Kaufmann lived in Boston while attending Harvard and considers the home of the Bruins and college hockey’s Beanpot Tournament “the U.S. epicentre of hockey … but it just wasn’t the same” as it is here.

Proof of the Canadian sports monoculture is everywhere this week of cross-country snow blowing. There is a nationwide hunger for spring, and with spring comes the playoffs. This coming week is the countdown to the Feb. 25 NHL trading deadline, which leads to the stretch drive leading into the first round of the Stanley Cup playoffs, by far the most compelling part of hockey’s overly long season, the actual Cup final far more denouement than climax.

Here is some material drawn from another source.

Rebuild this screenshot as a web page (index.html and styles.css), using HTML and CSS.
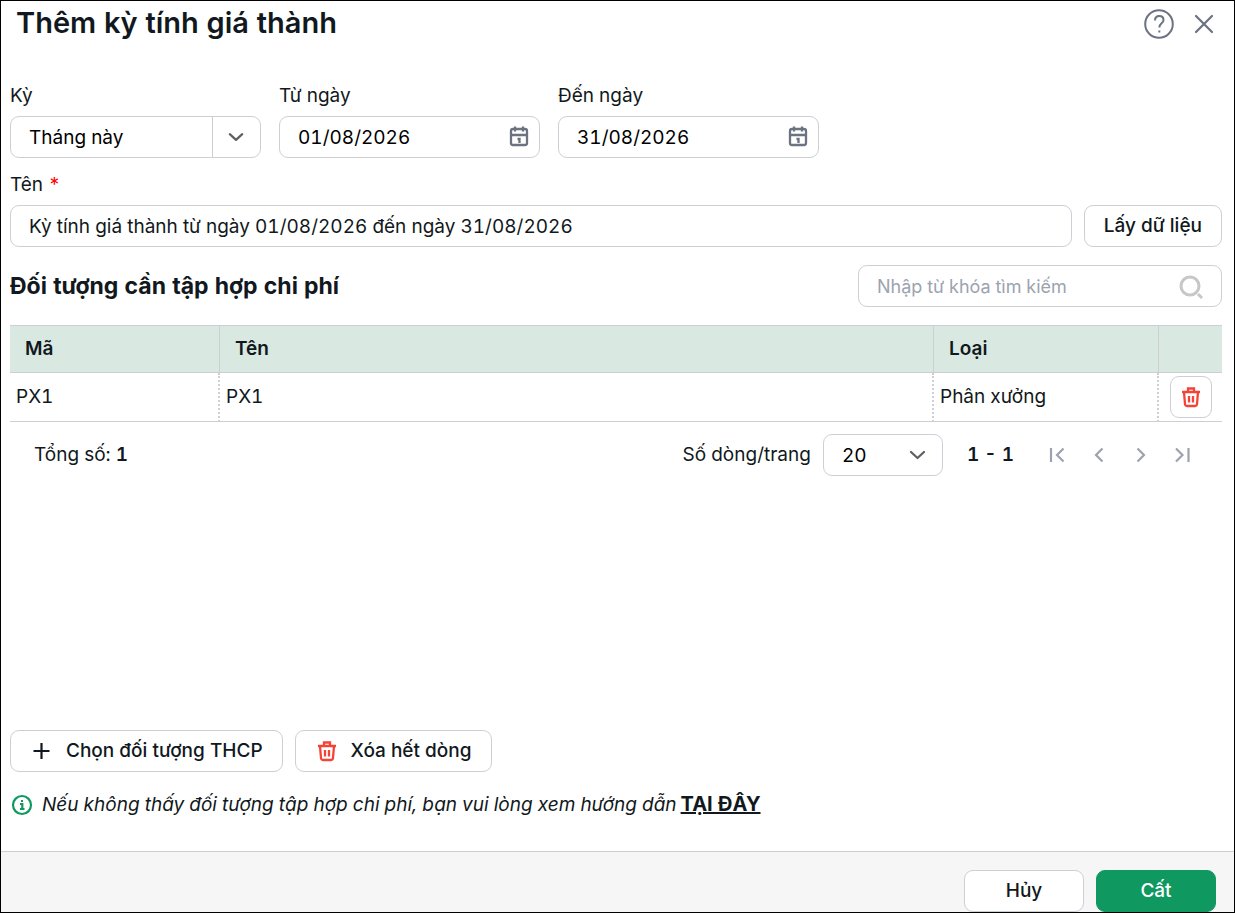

Those Canadian teams with playoff hopes – the Montreal Canadiens, Toronto Maple Leafs, Winnipeg Jets, Calgary Flames, perhaps Vancouver Canucks – are rabid with speculation as to what might happen as this deadline looms. But so, too, are those teams without a postseason prayer.

Friday’s front-page headline on the Ottawa Citizen shouts “Senators urge calm, Reconciliation will go on” and thousands of readers are disappointed to turn to a story about the demotion and taking down of former justice minister Jody Wilson-Raybould, not a story about what the Ottawa Senators hockey franchise might do this week to reconcile angry fans who have turned their back on the dysfunctional franchise.

So desperate are Ottawans to see their team return to some respectability that remaining fans paid far more attention to Thursday evening’s game between the Winnipeg Jets and the Colorado Avalanche than they did to the Senators match in Detroit against the Red Wings.

The reason? Simple: word came that Ottawa’s general manager, Pierre Dorion, his assistant general manager and his head scout were all attending the game in Winnipeg, leading to wild social-media guessing that perhaps the Senators are no longer hoping to sign their two key coming unrestricted free agents, Mark Stone and Matt Duchene, and are now looking to trade before the deadline.

The mere presence of these Ottawa executives – and with the Senators headed for town to play the Jets on Saturday evening – led to galloping gossip in Winnipeg, as well, with fans wondering if Winnipeg native Stone might just be the last piece of the puzzle that takes them to the Stanley Cup, something no Canadian team has claimed since 1993.

Such mad passion would seem to confirm Kaufmann’s findings. It also suggests that Bruce Hutchison had it right way back in 1942, when he published The Unknown Country – a book aimed at the U.S. market to explain Canada to Americans.

“I would be the last to disparage the genius of the politicians who make our laws,” Hutchison wrote, "the writers who make our books, the artists who make our pictures, but in gauging the true culture of the nation and reckoning its tensile strength, let the student not neglect hockey.”

The true culture, Hutchison believed.

Or as Kaufmann calls hockey 77 years later – “monoculture”.